Palestinian Studies

Lecture | Noura Erakat | Race, Apartheid, and Settler Colonialism

Race, Apartheid, and Settler Colonialism Poster

Thursday, April 21, 2022

4:00 – 5:15 p.m.

Watson Institute, Stephen Robert '62 Hall, True North (101), 280 Brook Street, Providence, RI 02912

About the Event

Since 2021, several Israeli and mainstream human rights organizations, have concluded what Palestinians have long known and insisted upon: Israel is an apartheid regime. Despite the welcome, and long-awaited, synergy between them, there remains significant analytical divergence among these organizations and Palestinian activists and scholars. In particular, while the reports emphasize that Israel has become an apartheid regime as a result of its failure to establish a Palestinian state, Palestinians have pointed to Zionist ideology to insist that Israel did not become become a discriminatory regime but is defined by such discrimination.
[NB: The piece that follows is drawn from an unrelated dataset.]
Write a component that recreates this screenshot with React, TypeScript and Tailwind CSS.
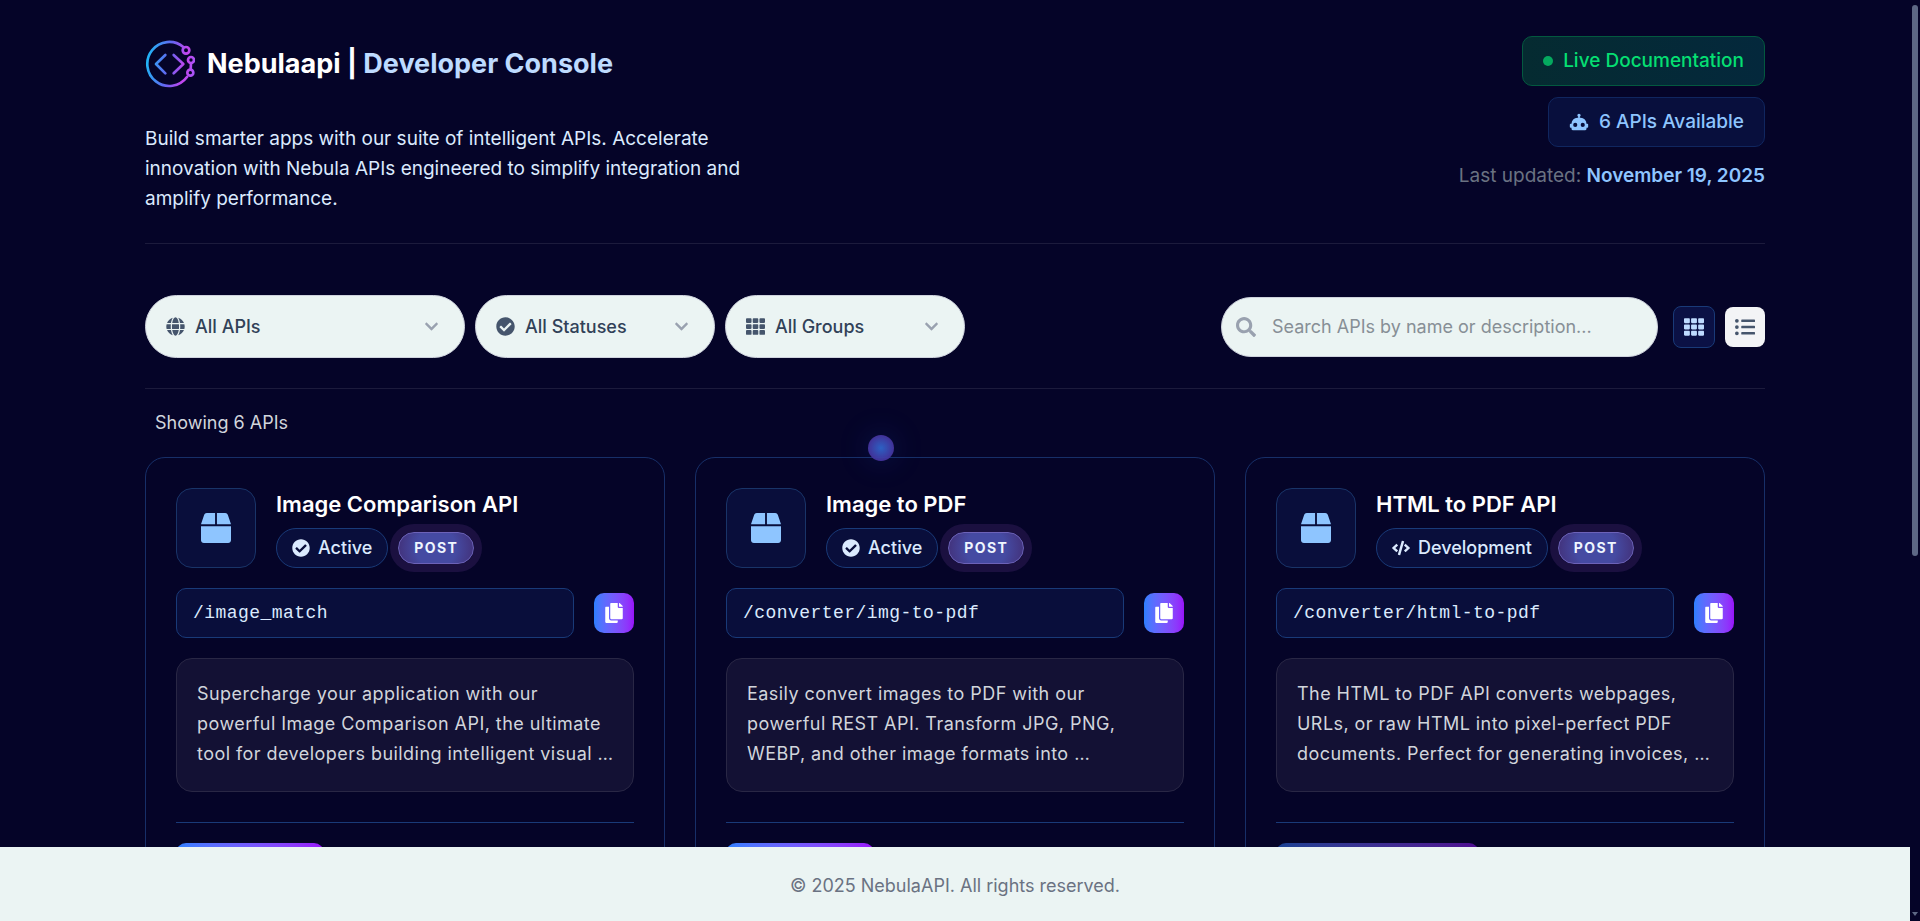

This lecture will explore the implications of this analytical divergence by examining the juridical framework of apartheid embodied in the 1973 Convention consecrating it as a crime against humanity. It will also trace the Palestinian intellectual tradition to highlight that Zionism is not like apartheid but that the ideologies constitute intellectual and political bedfellows. Finally, by visiting the drafting history of UNGA Resolution 3379 (1975) declaring Zionism as a form of racism and racial discrimination, the lecture will help fill a glaring lacuna in the recent apartheid reports regarding racial theories of Zionism.


About the Speaker
Noura Erakat is an associate professor of Africana Studies and in the Program in Criminal Justice at Rutgers University, and non-resident fellow of the Religious Literacy Project at Harvard Divinity School. Her research interests include human rights law, laws of armed conflict, national security law, as well as critical race theory. Noura is the author of Justice for Some: Law and the Question of Palestine (Stanford University Press, 2019), which received the Palestine Book Award and the Bronze Medal for the Independent Publishers Book Award in Current Events/Foreign Affairs. She is co-founding editor of Jadaliyya and editorial board member of the Journal of Palestine Studies. She has served as Legal Counsel for a Congressional Subcommittee in the US House of Representatives, as Legal Advocate for the Badil Resource Center for Palestinian Refugee and Residency Rights, and as national organizer of the US Campaign to End the Israeli Occupation. Her recent scholarship includes, “Geographies of Intimacy: Contemporary Renewals of Black-Palestinian Solidarity” (American Quarterly, 2020) and “The Sovereign Right to Kill: A Critical Appraisal of Israel’s Shoot-To-Kill Policy” (International Criminal Law Review, 2019). Noura has also produced video documentaries, including "Gaza In Context" and "Black Palestinian Solidarity." She has appeared on CBS News, CNN, Fox News, and NPR, among others.